Here’s what the CSS might look like:

.text {
    overflow: visible !important;
    overflow-wrap: break-word;

    &:where(h1, h2, h3, h4, h5, h6, dt, legend, label, button, th) {
        text-wrap: balance;
    }

    &:where(p, li, figcaption, dd, summary, caption) {
        text-wrap: pretty;
    }

    &:where(textarea, [contenteditable]) {
        text-wrap: stable;
    }

    &:where([data-wrap="true"]):where(pre, kbd) {
        text-wrap: pre-wrap;
    }

    &:where([data-wrap="false"]) {
        text-wrap: nowrap;
    }

    &:where([data-break="true"]) {
        word-break: break-all;
    }

    &:where([data-break="false"]) {
        word-break: keep-all;
    }
}

I’m using the keyword value for text-wrap over the shorthand because it’s easier to update this value instead of unsetting it to reapply in some cases. This allows us to leverage the default of text-wrap-mode: wrap for most elements.

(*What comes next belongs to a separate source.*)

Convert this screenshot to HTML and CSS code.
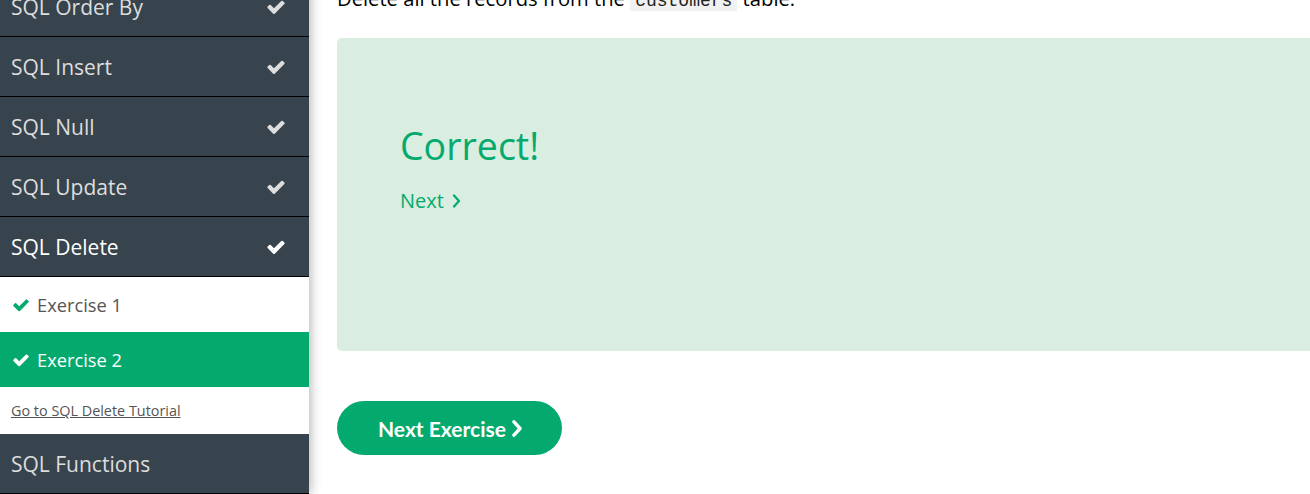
FILE: index.html
```html
<!DOCTYPE html>
<html lang="en">
<head>
<meta charset="utf-8">
<title>SQL Delete Exercise</title>
<link rel="stylesheet" href="styles.css">
</head>
<body>
<div class="page">
  <nav class="sidebar">
    <div class="nav-item"><span>SQL Order By</span><svg class="chk" viewBox="0 0 1792 1792"><path d="M1671 566q0 40-28 68l-724 724-136 136q-28 28-68 28t-68-28l-136-136-362-362q-28-28-28-68t28-68l136-136q28-28 68-28t68 28l294 295 656-657q28-28 68-28t68 28l136 136q28 28 28 68z"/></svg></div>
    <div class="nav-item"><span>SQL Insert</span><svg class="chk" viewBox="0 0 1792 1792"><path d="M1671 566q0 40-28 68l-724 724-136 136q-28 28-68 28t-68-28l-136-136-362-362q-28-28-28-68t28-68l136-136q28-28 68-28t68 28l294 295 656-657q28-28 68-28t68 28l136 136q28 28 28 68z"/></svg></div>
    <div class="nav-item"><span>SQL Null</span><svg class="chk" viewBox="0 0 1792 1792"><path d="M1671 566q0 40-28 68l-724 724-136 136q-28 28-68 28t-68-28l-136-136-362-362q-28-28-28-68t28-68l136-136q28-28 68-28t68 28l294 295 656-657q28-28 68-28t68 28l136 136q28 28 28 68z"/></svg></div>
    <div class="nav-item"><span>SQL Update</span><svg class="chk" viewBox="0 0 1792 1792"><path d="M1671 566q0 40-28 68l-724 724-136 136q-28 28-68 28t-68-28l-136-136-362-362q-28-28-28-68t28-68l136-136q28-28 68-28t68 28l294 295 656-657q28-28 68-28t68 28l136 136q28 28 28 68z"/></svg></div>
    <div class="nav-item active"><span>SQL Delete</span><svg class="chk" viewBox="0 0 1792 1792"><path d="M1671 566q0 40-28 68l-724 724-136 136q-28 28-68 28t-68-28l-136-136-362-362q-28-28-28-68t28-68l136-136q28-28 68-28t68 28l294 295 656-657q28-28 68-28t68 28l136 136q28 28 28 68z"/></svg></div>
    <div class="sub">
      <div class="ex"><svg class="ex-chk" viewBox="0 0 1792 1792"><path d="M1671 566q0 40-28 68l-724 724-136 136q-28 28-68 28t-68-28l-136-136-362-362q-28-28-28-68t28-68l136-136q28-28 68-28t68 28l294 295 656-657q28-28 68-28t68 28l136 136q28 28 28 68z"/></svg><span>Exercise 1</span></div>
      <div class="ex current"><svg class="ex-chk" viewBox="0 0 1792 1792"><path d="M1671 566q0 40-28 68l-724 724-136 136q-28 28-68 28t-68-28l-136-136-362-362q-28-28-28-68t28-68l136-136q28-28 68-28t68 28l294 295 656-657q28-28 68-28t68 28l136 136q28 28 28 68z"/></svg><span>Exercise 2</span></div>
      <div class="tut"><a href="#">Go to SQL Delete Tutorial</a></div>
    </div>
    <div class="nav-item"><span>SQL Functions</span></div>
  </nav>
  <main class="main">
    <p class="task">Delete all the records from the <code>customers</code> table.</p>
    <div class="result">
      <h2 class="correct">Correct!</h2>
      <a class="next-link" href="#">Next<svg class="chev" viewBox="0 0 8 14"><polyline points="1.5,1.5 6.5,7 1.5,12.5"/></svg></a>
    </div>
    <a class="next-btn" href="#">Next Exercise<svg class="chev btn-chev" viewBox="0 0 8 14"><polyline points="1.5,1.5 6.5,7 1.5,12.5"/></svg></a>
  </main>
</div>
</body>
</html>
```

FILE: styles.css
```css
html, body {
  margin: 0;
  padding: 0;
  background: #fff;
  overflow: hidden;
}

body {
  font-family: "Open Sans", "Noto Sans", sans-serif;
}

.page {
  display: flex;
  height: 494px;
}

.sidebar {
  flex: none;
  width: 309px;
  margin-top: -23px;
  background: #38444d;
  box-shadow: 2px 0 10px rgba(0, 0, 0, 0.28);
  position: relative;
  z-index: 1;
}

.nav-item {
  height: 59px;
  border-bottom: 1px solid #000;
  display: flex;
  align-items: center;
  justify-content: space-between;
  padding: 0 23px 0 11px;
  font-size: 21px;
  color: #ddd;
}

.nav-item.active {
  color: #fff;
}

.chk {
  width: 20px;
  height: 20px;
  fill: #ddd;
}

.nav-item.active .chk {
  fill: #fff;
}

.sub {
  background: #fff;
}

.ex {
  height: 55px;
  display: flex;
  align-items: center;
  gap: 7px;
  padding-left: 12px;
  font-size: 18.3px;
  color: #555;
}

.ex-chk {
  width: 18px;
  height: 18px;
  fill: #04aa6d;
}

.ex.current {
  background: #04aa6d;
  color: #fff;
}

.ex.current .ex-chk {
  fill: #fff;
}

.tut {
  height: 47px;
  display: flex;
  align-items: center;
  padding-left: 11px;
  font-size: 14.4px;
}

.tut a {
  color: #555;
  text-decoration: underline;
}

.main {
  flex: 1;
  padding-left: 28px;
}

.task {
  margin: -16px 0 23px;
  font-size: 20.2px;
  line-height: 28px;
  color: #000;
}

.task code {
  font-family: "Liberation Mono", monospace;
  font-size: 18px;
  background: #f1f1f1;
  padding: 0 5px;
  color: #222;
}

.result {
  height: 313px;
  box-sizing: border-box;
  background: #d9eee1;
  border-radius: 5px 0 0 5px;
  padding: 84px 63px 0;
}

.correct {
  margin: 0;
  font-size: 37.5px;
  line-height: 48px;
  font-weight: 400;
  color: #04aa6d;
}

.next-link {
  display: inline-flex;
  align-items: center;
  margin-top: 17px;
  font-size: 20px;
  line-height: 28px;
  color: #04aa6d;
  text-decoration: none;
}

.chev {
  width: 9px;
  height: 14px;
  margin-left: 8px;
  fill: none;
  stroke: currentColor;
  stroke-width: 2.3;
  stroke-linecap: round;
  stroke-linejoin: round;
}

.next-btn {
  display: inline-flex;
  align-items: center;
  margin-top: 50px;
  height: 54px;
  padding: 0 40px 0 41px;
  border-radius: 27px;
  background: #04aa6d;
  color: #fff;
  font-family: "Lato", sans-serif;
  font-weight: 700;
  font-size: 21px;
  text-decoration: none;
}

.btn-chev {
  width: 10px;
  height: 17px;
  margin-left: 6px;
  stroke-width: 2.8;
}
```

The elements I’ve chosen to receive text-wrap-style are based on their expected content. Elements that expect shorter amounts of content receive balance while elements that expect longer amounts use pretty. Note that these are targeting elements that would normally have content as their direct children. While you could put pretty on sectioning content for it to cascade, it’s more performant to be more specific.

If you were paying attention, you’ll notice that there’s a lot of property values that we went over which are missing from the API. The reason is that they’re probably not going to be useful in day-to-day web development. This isn’t meant to be a CSS reset, this is an opinionated setup for what I believe would be a text component that allows for some customizability while keeping the options limited.

This includes my own rule-breaking for use of !important in this case to call out that hiding overflow on text is a bad practice. Makes me want to set z-index: auto !important on all my elements too.